Determining ultimate strength is often done through rigorous laboratory testing, such as tensile testing. The test involves applying a gradually increasing load to a specimen until it fails. The stress at the point of failure is the ultimate tensile strength. Other tests, like compression or shear tests, determine ultimate strengths in those respective loading modes. The units are typically expressed as Pascals (Pa) or its multiples, such as megapascals (MPa) or pounds per square inch (psi).

Allowable Stress (σ_a)

Allowable stress is not a material property; it's a design choice. It's calculated by dividing the ultimate strength by the factor of safety:

σ_a = σ_u / FOS

Selecting an appropriate allowable stress is paramount. Several factors influence this decision, including:

• Material Properties: Variability in material strength due to manufacturing processes or imperfections.
• Environmental Conditions: Temperature, humidity, corrosion, and cyclic loading can weaken materials.
• Safety Regulations: Building codes and industry standards dictate minimum factor of safety requirements for specific applications.
• Consequences of Failure: The potential for injury, economic loss, or environmental damage significantly influences the chosen factor of safety.

Applications of the Factor of Safety

The application of the factor of safety equation is widespread across various engineering fields, including:

• Mechanical Engineering: Designing machine components like shafts, gears, and pressure vessels.
• Civil Engineering: Determining the load-bearing capacity of bridges, buildings, and other structures.
• Aerospace Engineering: Ensuring the structural integrity of aircraft and spacecraft components.
• Chemical Engineering: Designing process equipment like reactors and pipelines that withstand high pressures and temperatures.

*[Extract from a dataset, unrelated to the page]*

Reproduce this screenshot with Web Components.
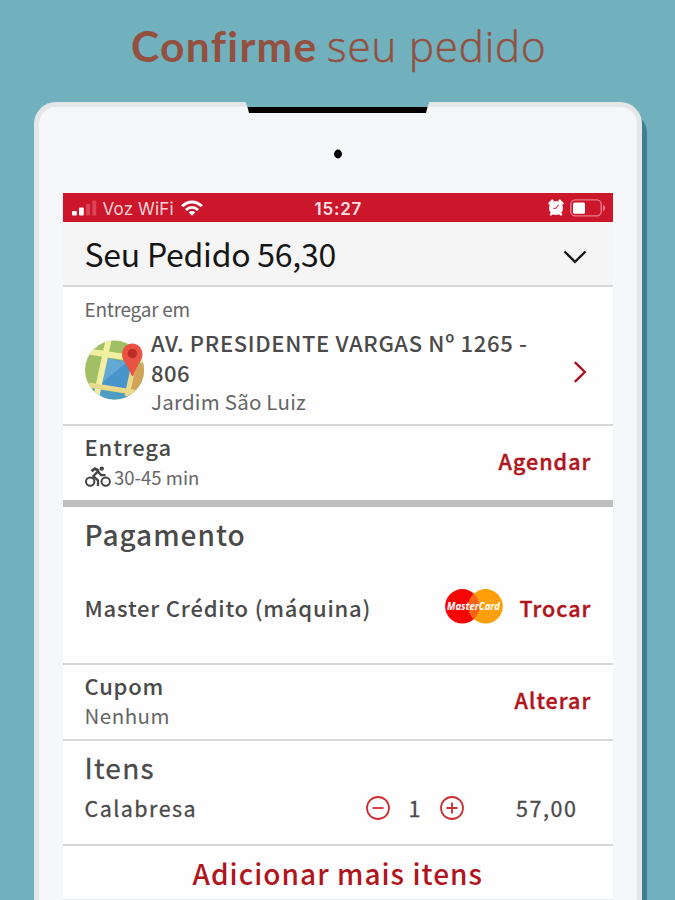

Factors Affecting Factor of Safety Selection

Choosing the right factor of safety is a critical design decision, a balance between safety and cost-effectiveness. Several factors influence this selection:

• Static vs. Dynamic Loads: Dynamic loads (vibrations, impacts) demand higher factors of safety than static loads.
• Material Brittleness: Brittle materials (like cast iron) require higher factors of safety than ductile materials (like steel).
• Uncertainty in Loads: If the actual loads are uncertain, a higher factor of safety is prudent.
• Fatigue: Cyclic loading can lead to fatigue failure, necessitating higher FOS values.

Example Calculation

Let's illustrate with a simple example. Suppose a steel rod has an ultimate tensile strength (σ_u) of 500 MPa. A design engineer wants to use this rod in an application where the maximum expected stress (σ_a) is 100 MPa. The factor of safety would be:

FOS = σ_u / σ_a = 500 MPa / 100 MPa = 5

This means the rod is designed to withstand five times the maximum expected stress before failure.

Conclusion

The factor of safety equation is a cornerstone of engineering design, ensuring structural integrity and preventing failures. While the equation itself is straightforward, selecting an appropriate factor of safety requires a thorough understanding of material properties, loading conditions, environmental factors, and the potential consequences of failure. Proper application of this equation is vital for the safety and reliability of engineered systems.